The Hanil Bank (한일은행) was a financial institution first established in Korea under Japanese rule, initially as Chōsen Trust (조선신탁, 1932-1946) then renamed Joseon Trust Bank (조선신탁은행, 1946-1950) and Korea Trust Bank (한국신탁은행, 1950-1954) in South Korea. In 1954, it merged with Korea Trade and Industry Bank (한국상공은행, est. 1936 as Chōsen Central Mujin Company 조선무진) and renamed itself again as Korea Heungup Bank (한국흥업은행), then Hanil Bank in 1960. The latter name alludes to respective names in Korean of Korea and Japan, and has therefore sometimes been rendered in English as Korea–Japan Bank.

It should not be confused with an earlier Korean bank of the same name, active between 1906 and 1931 and a predecessor entity of Chohung Bank.

==Under Japanese rule==

Chōsen Trust was created in December 1932 at the initiative of the Governor-General of Chōsen, with initial capital provided by the Bank of Chōsen and the Chōsen Industrial Bank (30 percent each) as well as Dong-il Bank, Honam Bank, and several individual Japanese and Korean businesspeople.

==In South Korea==

With the division of Korea, as with other banks previously controlled by Japanese interests, the respective operations of Chōsen Trust were taken over by public authorities on both sides of the 38th parallel. In North Korea, they were soon merged into the central bank within the country's monobank system.

In South Korea, the renamed Korea Heungup Bank was privatized in 1958 and acquired by Samsung C&T Corporation. Like other Korean commercial banks, however, it was nationalized in 1962 following the May 16 coup, as the military government expropriated large shareholders on the premise that their wealth had been amassed illicitly.

In 1979, the president of Hanil Bank was placed under criminal investigation in connection with the bankruptcy of Yulsan Group.

In 1981, Hanil Bank was again privatized. Its privatization was part of a limited financial liberalization effort undertaken by then-president Chun Doo-hwan. Hanil Bank was chosen because it was deemed the best-managed of the four major commercial banks under government ownership (the others being Chohung Bank, Korea First Bank, and Seoul Trust Bank), and thus the one with the most promising prospects for rapid privatization. The government divestiture was announced in April 1981 and completed in June.

In 1984, Hanil Bank established Hanil Lease and acquired Hanil Securities in 1985. By the mid-1990s, it was one of the five most prominent Korean banks, together with Chohung Bank, Korea Commercial Bank, Korea First Bank, and Seoul Bank.

On , under financial stress following the 1997 Asian financial crisis, Hanil Bank announced its merger with Korea Commercial Bank, with simultaneous public recapitalization that resulted in the government holding a 95-percent equity stake in the merged entity. The merger was completed in 1999. The merged entity, initially called Hanvit Bank (sometimes transcribed as Hanbit), was renamed to Woori Bank in 2002.

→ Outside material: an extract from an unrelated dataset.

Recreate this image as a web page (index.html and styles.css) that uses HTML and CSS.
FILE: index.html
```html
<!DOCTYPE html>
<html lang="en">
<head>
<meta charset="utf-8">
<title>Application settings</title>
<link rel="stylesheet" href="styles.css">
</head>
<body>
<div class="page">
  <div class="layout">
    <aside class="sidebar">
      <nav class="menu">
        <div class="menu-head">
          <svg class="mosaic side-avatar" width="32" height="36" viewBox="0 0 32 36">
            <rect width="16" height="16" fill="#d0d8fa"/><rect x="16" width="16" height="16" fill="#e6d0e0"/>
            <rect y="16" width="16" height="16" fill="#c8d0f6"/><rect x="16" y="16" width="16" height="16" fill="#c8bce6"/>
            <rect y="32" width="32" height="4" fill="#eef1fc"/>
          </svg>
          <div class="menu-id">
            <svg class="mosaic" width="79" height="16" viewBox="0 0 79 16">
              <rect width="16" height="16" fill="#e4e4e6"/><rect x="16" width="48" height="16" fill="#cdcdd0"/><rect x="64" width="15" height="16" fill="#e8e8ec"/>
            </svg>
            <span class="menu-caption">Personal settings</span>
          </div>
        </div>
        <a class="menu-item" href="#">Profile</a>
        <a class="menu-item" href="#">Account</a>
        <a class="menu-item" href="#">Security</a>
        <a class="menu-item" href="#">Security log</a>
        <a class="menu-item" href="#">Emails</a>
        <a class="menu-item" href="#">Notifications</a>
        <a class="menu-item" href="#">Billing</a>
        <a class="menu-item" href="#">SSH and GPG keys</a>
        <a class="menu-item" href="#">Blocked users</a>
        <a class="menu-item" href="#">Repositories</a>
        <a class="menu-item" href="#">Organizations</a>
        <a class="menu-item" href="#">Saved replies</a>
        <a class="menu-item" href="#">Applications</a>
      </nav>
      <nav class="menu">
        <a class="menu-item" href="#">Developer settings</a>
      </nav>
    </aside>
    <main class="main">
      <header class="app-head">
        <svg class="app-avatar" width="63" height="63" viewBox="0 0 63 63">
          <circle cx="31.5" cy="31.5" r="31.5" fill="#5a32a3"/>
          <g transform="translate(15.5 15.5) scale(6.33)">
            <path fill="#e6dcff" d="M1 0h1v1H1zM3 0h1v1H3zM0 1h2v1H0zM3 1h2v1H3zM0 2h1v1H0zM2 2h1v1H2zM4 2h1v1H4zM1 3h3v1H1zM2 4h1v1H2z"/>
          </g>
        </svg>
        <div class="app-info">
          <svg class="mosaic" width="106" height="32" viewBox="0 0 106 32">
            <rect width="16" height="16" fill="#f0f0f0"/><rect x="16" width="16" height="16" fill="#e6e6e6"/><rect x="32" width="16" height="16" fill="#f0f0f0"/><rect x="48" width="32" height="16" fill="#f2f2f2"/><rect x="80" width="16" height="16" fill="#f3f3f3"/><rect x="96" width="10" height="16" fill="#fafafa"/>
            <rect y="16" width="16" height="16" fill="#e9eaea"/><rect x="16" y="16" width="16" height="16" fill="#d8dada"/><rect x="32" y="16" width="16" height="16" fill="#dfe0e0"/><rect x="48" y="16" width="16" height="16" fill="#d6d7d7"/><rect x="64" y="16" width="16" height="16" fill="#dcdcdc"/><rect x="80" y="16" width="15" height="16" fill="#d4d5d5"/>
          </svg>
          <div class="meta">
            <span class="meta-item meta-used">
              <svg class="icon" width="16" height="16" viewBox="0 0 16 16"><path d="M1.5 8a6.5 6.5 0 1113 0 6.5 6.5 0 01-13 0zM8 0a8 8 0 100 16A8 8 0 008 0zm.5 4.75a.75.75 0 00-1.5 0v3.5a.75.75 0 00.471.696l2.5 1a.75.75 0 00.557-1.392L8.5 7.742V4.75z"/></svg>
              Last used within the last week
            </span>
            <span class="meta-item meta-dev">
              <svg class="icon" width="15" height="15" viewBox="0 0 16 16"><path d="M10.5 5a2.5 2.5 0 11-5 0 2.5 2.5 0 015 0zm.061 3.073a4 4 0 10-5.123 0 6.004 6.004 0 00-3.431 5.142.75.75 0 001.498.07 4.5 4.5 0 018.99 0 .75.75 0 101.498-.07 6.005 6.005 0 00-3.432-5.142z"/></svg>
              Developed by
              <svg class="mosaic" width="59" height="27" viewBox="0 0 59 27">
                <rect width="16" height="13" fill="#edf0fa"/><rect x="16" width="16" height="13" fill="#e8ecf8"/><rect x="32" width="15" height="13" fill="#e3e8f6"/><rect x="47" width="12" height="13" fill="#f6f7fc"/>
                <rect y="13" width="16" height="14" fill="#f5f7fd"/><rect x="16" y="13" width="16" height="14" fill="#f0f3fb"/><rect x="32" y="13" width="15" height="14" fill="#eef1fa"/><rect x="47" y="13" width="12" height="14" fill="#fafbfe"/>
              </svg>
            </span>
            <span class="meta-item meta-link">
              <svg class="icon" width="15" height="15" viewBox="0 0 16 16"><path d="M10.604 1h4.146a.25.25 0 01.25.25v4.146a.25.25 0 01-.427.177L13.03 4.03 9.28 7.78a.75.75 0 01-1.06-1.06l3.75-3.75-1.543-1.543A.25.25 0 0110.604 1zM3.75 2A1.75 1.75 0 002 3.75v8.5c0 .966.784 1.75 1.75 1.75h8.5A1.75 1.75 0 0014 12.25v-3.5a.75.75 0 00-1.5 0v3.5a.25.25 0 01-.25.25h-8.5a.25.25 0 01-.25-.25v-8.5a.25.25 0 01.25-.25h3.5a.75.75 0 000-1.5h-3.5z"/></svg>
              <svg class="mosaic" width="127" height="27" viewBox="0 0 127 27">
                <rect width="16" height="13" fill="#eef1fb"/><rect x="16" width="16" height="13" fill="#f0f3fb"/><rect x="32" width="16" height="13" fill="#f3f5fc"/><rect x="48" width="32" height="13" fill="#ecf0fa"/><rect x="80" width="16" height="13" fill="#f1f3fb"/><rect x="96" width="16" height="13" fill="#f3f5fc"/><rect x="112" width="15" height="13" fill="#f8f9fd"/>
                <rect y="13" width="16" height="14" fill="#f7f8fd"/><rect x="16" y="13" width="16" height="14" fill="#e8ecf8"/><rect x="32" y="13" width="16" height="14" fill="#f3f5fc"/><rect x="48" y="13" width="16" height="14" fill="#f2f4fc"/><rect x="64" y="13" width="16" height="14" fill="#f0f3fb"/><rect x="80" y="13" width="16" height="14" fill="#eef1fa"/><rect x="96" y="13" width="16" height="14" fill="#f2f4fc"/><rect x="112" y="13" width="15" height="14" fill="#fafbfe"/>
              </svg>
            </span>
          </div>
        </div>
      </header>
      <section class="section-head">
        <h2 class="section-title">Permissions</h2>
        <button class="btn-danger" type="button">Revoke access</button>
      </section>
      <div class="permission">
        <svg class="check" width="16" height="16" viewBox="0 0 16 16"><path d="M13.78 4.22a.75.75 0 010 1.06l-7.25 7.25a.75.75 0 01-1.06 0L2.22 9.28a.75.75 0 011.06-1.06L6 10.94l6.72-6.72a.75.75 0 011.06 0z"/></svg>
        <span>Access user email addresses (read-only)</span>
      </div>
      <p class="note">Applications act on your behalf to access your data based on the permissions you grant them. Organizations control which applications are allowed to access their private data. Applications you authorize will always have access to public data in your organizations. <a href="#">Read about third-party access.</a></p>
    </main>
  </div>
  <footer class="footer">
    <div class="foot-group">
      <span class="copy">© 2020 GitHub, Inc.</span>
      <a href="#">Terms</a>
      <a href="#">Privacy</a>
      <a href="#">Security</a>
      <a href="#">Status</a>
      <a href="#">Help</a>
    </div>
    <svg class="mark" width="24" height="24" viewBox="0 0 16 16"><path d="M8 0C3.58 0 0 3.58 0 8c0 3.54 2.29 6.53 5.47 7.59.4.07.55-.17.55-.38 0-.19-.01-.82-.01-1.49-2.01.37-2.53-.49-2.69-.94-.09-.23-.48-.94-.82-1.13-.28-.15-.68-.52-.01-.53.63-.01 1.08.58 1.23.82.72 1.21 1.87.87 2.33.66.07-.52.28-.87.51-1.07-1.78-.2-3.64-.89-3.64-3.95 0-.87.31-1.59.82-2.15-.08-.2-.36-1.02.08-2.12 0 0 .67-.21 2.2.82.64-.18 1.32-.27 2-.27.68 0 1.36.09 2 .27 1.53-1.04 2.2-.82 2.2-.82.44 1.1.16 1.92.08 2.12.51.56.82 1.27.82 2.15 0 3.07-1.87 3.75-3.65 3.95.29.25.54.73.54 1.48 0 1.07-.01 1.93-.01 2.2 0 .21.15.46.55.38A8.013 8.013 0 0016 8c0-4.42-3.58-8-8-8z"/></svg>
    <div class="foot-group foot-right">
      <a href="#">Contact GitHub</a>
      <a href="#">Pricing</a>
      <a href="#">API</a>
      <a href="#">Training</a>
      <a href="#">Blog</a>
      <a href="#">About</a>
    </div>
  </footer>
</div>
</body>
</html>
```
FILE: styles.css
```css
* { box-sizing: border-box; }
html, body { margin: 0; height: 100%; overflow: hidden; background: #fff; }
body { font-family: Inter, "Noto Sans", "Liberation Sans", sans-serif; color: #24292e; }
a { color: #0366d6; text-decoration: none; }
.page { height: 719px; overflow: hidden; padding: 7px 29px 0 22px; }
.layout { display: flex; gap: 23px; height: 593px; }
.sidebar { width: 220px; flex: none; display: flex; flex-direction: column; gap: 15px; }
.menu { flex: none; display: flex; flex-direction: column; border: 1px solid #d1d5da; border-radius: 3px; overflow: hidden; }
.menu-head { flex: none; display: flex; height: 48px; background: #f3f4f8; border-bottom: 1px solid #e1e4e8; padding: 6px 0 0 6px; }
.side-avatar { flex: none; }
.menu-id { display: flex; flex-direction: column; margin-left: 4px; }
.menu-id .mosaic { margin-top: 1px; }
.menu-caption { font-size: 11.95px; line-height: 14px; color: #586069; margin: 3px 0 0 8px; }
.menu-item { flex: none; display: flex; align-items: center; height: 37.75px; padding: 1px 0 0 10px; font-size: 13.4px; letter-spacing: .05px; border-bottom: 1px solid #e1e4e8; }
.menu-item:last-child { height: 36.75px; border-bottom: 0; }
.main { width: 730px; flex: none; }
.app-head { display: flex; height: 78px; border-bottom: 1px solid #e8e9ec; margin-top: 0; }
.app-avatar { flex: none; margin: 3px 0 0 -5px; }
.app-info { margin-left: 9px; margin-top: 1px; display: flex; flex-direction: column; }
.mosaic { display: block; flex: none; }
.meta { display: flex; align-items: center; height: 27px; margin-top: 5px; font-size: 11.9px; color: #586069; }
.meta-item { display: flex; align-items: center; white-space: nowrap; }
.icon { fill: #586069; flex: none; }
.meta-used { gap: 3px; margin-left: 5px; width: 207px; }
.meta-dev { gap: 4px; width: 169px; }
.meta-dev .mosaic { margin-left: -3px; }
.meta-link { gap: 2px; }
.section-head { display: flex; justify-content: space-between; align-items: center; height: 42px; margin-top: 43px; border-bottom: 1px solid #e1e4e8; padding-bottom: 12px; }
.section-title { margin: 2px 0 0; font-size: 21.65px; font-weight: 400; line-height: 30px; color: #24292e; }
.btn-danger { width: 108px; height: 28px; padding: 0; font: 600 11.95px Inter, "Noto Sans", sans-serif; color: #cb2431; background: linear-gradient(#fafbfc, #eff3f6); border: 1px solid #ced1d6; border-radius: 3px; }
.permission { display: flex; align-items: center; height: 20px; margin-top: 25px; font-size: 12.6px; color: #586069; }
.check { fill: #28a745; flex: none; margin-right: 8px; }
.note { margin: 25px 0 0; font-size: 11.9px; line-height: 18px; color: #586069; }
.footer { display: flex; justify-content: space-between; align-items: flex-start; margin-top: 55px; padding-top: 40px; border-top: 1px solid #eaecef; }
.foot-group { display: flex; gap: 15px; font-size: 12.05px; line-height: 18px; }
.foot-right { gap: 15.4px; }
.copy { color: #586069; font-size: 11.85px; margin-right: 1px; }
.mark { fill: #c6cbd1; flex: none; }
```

The Hanil Bank head office building was located on Namdaemunro, between the respective former seats of Korea Commercial Bank and Korea Industrial Bank (later Korea Development Bank). It was reconstructed in the late 1970s and eventually sold in 2002 to the Lotte Group which used it for an extension of the central Lotte Department Store, branded as AvenueL.